The logic behind the transactions centers on scale. Larger companies can spread fixed costs across broader operations, negotiate more effectively with suppliers and invest more heavily in logistics, technology and product development. In an environment where shoppers and restaurant operators push back against higher prices, those advantages carry added weight.
Sysco’s planned purchase of Jetro Restaurant Depot points directly to that dynamic. Sysco, a dominant food distributor, stands to deepen its reach across food-service channels through the deal, while adding exposure to customers seeking value and bulk purchasing options. The combination could strengthen Sysco’s position with independent restaurants and other commercial buyers that remain highly sensitive to food inflation and operating expenses.
McCormick’s tie-up with Unilever Foods carries a similar rationale, though with a broader consumer and branded-products angle. By combining seasoning, flavoring and food-product portfolios, the companies aim to build a larger platform with more geographic reach and stronger shelf presence. The transaction also offers room for cost synergies in procurement, manufacturing and distribution at a time when branded food groups face pressure to protect margins without losing price-sensitive customers.
The return of megamergers suggests corporate leaders increasingly view organic growth alone as insufficient in the current climate. Rather than relying solely on incremental pricing, product launches or marketing campaigns, companies appear more willing to pursue transformative combinations that can quickly reshape cost structures and market position.
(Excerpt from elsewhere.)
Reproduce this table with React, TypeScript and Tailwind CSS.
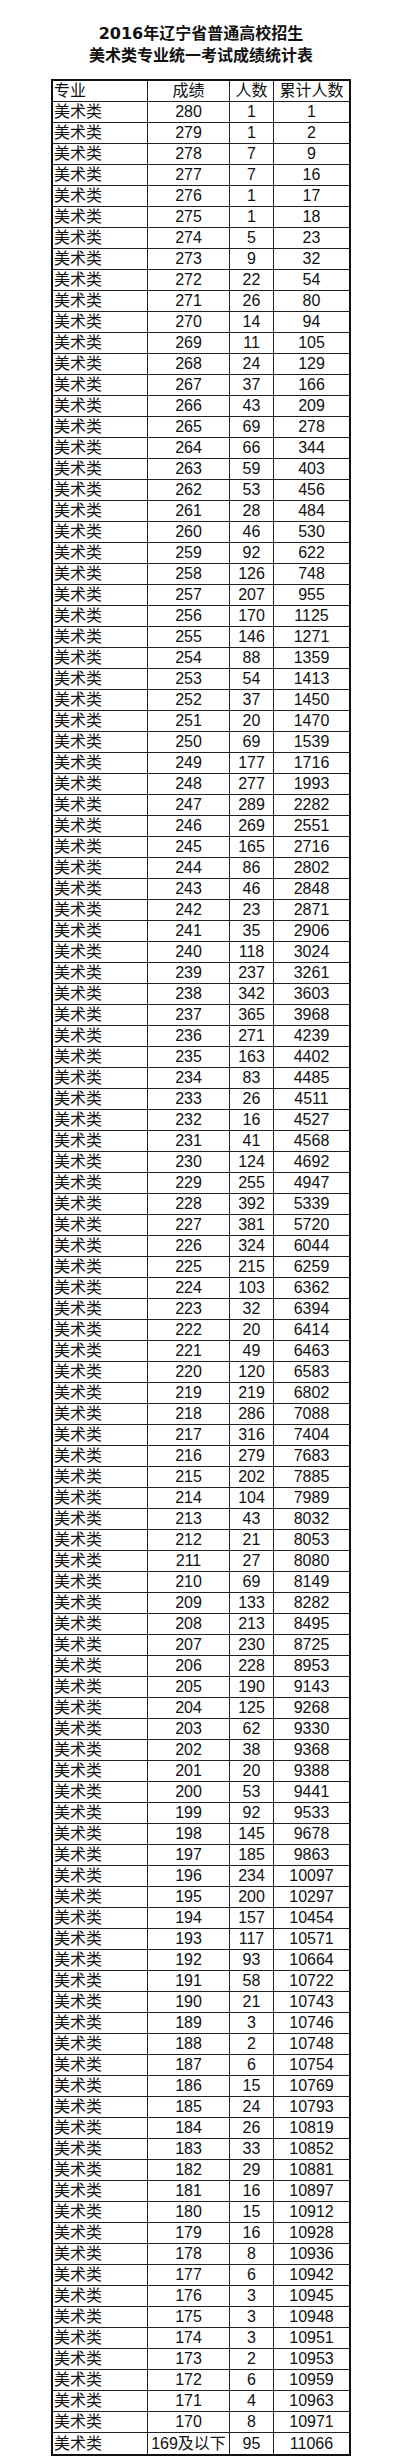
import React from 'react';

// [成绩, 人数]; 累计人数 is summed below
const rows: [string, number][] = [
    ['280', 1], ['279', 1], ['278', 7], ['277', 7], ['276', 1], ['275', 1], ['274', 5], ['273', 9],
    ['272', 22], ['271', 26], ['270', 14], ['269', 11], ['268', 24], ['267', 37], ['266', 43], ['265', 69],
    ['264', 66], ['263', 59], ['262', 53], ['261', 28], ['260', 46], ['259', 92], ['258', 126], ['257', 207],
    ['256', 170], ['255', 146], ['254', 88], ['253', 54], ['252', 37], ['251', 20], ['250', 69], ['249', 177],
    ['248', 277], ['247', 289], ['246', 269], ['245', 165], ['244', 86], ['243', 46], ['242', 23], ['241', 35],
    ['240', 118], ['239', 237], ['238', 342], ['237', 365], ['236', 271], ['235', 163], ['234', 83], ['233', 26],
    ['232', 16], ['231', 41], ['230', 124], ['229', 255], ['228', 392], ['227', 381], ['226', 324], ['225', 215],
    ['224', 103], ['223', 32], ['222', 20], ['221', 49], ['220', 120], ['219', 219], ['218', 286], ['217', 316],
    ['216', 279], ['215', 202], ['214', 104], ['213', 43], ['212', 21], ['211', 27], ['210', 69], ['209', 133],
    ['208', 213], ['207', 230], ['206', 228], ['205', 190], ['204', 125], ['203', 62], ['202', 38], ['201', 20],
    ['200', 53], ['199', 92], ['198', 145], ['197', 185], ['196', 234], ['195', 200], ['194', 157], ['193', 117],
    ['192', 93], ['191', 58], ['190', 21], ['189', 3], ['188', 2], ['187', 6], ['186', 15], ['185', 24],
    ['184', 26], ['183', 33], ['182', 29], ['181', 16], ['180', 15], ['179', 16], ['178', 8], ['177', 6],
    ['176', 3], ['175', 3], ['174', 3], ['173', 2], ['172', 6], ['171', 4], ['170', 8], ['169及以下', 95],
];

const cell = 'h-full flex items-center border-r border-[#222]';

export default function App() {
    let total = 0;
    const data = rows.map(([score, count]) => {
        total += count;
        return { score, count, sum: total };
    });

    return (
        <div className="bg-white text-[#111] pt-[23px] pb-[8px] font-['Liberation_Sans','Noto_Sans_CJK_SC',sans-serif]">
            <div className="text-center font-bold text-[16px] leading-[21.5px] font-['DejaVu_Sans','Noto_Sans_CJK_SC',sans-serif]">
                <p>2016年辽宁省普通高校招生</p>
                <p>美术类专业统一考试成绩统计表</p>
            </div>

            <div className="mt-[14px] mx-auto w-[298px] border border-[#111] shadow-[0_0_0_1px_#111] text-[16px] leading-none">
                {/* header */}
                <div className="grid grid-cols-[95px_82px_44px_75px] h-[21px] border-b border-[#222]">
                    <div className={`${cell} pl-[1px]`}>专业</div>
                    <div className={`${cell} justify-center`}>成绩</div>
                    <div className={`${cell} justify-center`}>人数</div>
                    <div className="h-full flex items-center justify-center">累计人数</div>
                </div>

                {data.map((r, i) => (
                    <div
                        key={r.score}
                        className={`grid grid-cols-[95px_82px_44px_75px] h-[21px] ${i < data.length - 1 ? 'border-b border-[#222]' : ''}`}
                    >
                        <div className={`${cell} pl-[1px]`}>美术类</div>
                        <div className={`${cell} justify-center`}>{r.score}</div>
                        <div className={`${cell} justify-center`}>{r.count}</div>
                        <div className="h-full flex items-center justify-center">{r.sum}</div>
                    </div>
                ))}
            </div>
        </div>
    );
}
That shift reflects a wider recalibration in the sector. During periods of stronger demand, food companies often focus on brand building and premiumization. In a more constrained economy, priorities tend to move toward efficiency, resilience and cash generation. The first quarter’s deal activity indicates that many executives now see consolidation as one of the clearest paths to those goals.
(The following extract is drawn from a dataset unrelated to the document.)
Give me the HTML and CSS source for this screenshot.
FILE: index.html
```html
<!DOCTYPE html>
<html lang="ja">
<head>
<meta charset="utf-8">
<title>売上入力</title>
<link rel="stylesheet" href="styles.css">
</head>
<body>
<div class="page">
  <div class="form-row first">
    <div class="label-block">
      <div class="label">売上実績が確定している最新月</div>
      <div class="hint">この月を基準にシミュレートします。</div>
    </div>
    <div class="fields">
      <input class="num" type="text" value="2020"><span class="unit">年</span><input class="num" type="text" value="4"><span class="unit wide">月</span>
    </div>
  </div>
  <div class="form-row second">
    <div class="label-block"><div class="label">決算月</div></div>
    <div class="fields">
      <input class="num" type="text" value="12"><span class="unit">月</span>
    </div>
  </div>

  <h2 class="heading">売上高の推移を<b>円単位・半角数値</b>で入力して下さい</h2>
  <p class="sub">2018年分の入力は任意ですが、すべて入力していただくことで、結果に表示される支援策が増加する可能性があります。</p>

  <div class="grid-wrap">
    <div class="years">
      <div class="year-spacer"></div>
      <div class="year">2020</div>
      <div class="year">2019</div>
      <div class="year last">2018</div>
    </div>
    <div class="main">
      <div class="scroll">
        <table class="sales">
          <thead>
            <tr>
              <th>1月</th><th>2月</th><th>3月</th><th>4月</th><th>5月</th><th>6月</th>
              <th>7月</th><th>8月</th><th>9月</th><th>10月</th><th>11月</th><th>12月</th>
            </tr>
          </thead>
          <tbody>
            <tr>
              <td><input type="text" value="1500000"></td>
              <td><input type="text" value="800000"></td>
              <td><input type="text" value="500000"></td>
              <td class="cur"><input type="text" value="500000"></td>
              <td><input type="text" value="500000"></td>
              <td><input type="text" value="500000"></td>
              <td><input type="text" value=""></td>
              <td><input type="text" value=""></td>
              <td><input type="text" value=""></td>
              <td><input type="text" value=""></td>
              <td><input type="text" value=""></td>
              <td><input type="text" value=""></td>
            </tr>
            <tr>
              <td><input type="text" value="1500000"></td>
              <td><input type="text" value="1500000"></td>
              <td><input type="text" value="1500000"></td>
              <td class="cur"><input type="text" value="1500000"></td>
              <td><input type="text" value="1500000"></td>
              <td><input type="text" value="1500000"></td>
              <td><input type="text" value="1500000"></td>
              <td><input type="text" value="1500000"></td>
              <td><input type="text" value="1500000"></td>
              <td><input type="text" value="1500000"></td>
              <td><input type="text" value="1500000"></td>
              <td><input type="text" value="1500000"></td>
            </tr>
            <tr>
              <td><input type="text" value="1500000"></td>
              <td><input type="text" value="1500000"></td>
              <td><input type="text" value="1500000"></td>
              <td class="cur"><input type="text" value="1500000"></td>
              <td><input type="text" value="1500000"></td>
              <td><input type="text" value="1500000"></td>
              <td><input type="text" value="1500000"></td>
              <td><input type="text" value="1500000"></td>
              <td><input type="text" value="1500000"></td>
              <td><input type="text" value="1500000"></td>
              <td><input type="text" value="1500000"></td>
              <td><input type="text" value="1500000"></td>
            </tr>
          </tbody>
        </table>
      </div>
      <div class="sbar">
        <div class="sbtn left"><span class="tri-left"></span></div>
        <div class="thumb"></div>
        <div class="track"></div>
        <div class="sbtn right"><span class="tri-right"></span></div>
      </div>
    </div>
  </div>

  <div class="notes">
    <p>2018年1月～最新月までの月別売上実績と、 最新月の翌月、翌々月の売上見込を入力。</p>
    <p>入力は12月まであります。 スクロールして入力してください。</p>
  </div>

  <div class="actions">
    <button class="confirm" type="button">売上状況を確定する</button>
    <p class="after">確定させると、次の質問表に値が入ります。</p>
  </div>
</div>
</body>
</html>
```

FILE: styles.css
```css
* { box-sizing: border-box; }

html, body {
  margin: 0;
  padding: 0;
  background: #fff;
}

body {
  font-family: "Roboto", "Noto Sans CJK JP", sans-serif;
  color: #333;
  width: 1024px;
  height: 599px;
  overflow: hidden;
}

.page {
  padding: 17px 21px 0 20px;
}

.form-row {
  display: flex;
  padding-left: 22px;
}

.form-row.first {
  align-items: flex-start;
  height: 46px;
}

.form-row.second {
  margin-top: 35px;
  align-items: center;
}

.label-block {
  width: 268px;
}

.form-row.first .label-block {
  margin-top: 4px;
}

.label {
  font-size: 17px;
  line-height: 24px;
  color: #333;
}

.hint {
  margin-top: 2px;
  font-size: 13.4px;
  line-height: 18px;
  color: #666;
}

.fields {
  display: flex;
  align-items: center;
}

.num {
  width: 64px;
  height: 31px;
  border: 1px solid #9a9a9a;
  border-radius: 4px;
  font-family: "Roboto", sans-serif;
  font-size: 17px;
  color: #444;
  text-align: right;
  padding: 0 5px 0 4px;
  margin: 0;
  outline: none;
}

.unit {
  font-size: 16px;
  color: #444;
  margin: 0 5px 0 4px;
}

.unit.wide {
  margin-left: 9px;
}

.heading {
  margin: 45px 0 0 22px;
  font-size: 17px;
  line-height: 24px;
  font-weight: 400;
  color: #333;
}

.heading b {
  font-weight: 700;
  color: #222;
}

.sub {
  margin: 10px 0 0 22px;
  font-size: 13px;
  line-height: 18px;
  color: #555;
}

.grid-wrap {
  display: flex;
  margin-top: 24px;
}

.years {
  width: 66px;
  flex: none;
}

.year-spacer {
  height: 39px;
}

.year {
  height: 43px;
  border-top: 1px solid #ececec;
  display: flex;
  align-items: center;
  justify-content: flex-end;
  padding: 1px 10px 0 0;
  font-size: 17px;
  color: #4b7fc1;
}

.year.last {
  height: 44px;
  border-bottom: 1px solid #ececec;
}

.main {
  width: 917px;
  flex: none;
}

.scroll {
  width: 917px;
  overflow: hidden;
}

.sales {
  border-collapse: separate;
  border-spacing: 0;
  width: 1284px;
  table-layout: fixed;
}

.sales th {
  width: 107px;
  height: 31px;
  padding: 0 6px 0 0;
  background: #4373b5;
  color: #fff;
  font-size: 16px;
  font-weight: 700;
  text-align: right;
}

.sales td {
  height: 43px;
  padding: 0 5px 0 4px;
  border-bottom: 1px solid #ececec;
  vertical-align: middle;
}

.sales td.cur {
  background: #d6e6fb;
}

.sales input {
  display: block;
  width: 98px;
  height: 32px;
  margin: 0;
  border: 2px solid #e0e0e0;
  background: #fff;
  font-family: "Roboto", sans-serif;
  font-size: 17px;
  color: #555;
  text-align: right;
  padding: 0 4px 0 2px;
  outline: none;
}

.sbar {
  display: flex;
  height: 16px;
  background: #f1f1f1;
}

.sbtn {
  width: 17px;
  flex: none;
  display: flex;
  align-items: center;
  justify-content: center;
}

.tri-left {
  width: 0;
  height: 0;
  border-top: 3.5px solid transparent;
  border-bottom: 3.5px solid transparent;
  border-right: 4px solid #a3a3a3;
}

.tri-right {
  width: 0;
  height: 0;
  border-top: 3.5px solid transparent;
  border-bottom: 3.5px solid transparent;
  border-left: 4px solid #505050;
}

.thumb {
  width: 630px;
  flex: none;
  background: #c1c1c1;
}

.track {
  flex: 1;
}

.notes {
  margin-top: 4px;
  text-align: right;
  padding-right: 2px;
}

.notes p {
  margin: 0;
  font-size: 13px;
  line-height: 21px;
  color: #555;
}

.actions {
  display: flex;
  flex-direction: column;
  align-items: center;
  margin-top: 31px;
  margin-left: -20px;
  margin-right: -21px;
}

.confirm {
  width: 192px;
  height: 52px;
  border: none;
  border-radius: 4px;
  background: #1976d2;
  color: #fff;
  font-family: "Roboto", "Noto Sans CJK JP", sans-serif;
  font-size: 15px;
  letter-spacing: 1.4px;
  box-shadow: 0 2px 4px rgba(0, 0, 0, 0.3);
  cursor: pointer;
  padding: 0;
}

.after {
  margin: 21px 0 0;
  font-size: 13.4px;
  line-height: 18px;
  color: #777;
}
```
The scale of the two transactions also stands out against a broader global M&A market that has remained selective. Large deals still require confidence in financing, integration and regulatory outcomes. That two food-industry transactions climbed into the top ranks worldwide suggests buyers believe the strategic case for consolidation in the sector has become unusually compelling.
Investors often scrutinize such deals for execution risk, especially when promised synergies form a major part of the rationale. Combining supply chains, sales organizations and product portfolios can create disruption if integration falters. Even so, the first quarter’s headline transactions indicate that management teams judge the potential rewards to outweigh those risks.
Another factor behind the renewed appetite for mergers involves consumer behavior. Households in many markets have become more value conscious, trading down in some categories and watching grocery bills more closely. Restaurants and food-service operators face similar pressure from customers seeking affordability. That dynamic leaves suppliers with less room to pass through higher costs and more incentive to find savings internally.
For food companies, bigger platforms can help absorb those pressures. Scale can support lower unit costs, more efficient transport networks and stronger leverage in sourcing raw materials. It can also provide a cushion against volatility in demand across regions and customer segments.
The first quarter may therefore mark more than a brief spike in dealmaking. It may signal the start of a new consolidation cycle in food, driven less by expansion for its own sake and more by the need to defend margins and maintain competitiveness in a slower-growth world.
Whether additional megadeals follow could depend on how economic conditions evolve in coming months. If cost pressures persist and consumers continue to resist price increases, more companies may conclude that size offers the best route to stability. For now, the quarter’s two marquee transactions have already sent a clear message: in food, scale has returned to the center of corporate strategy.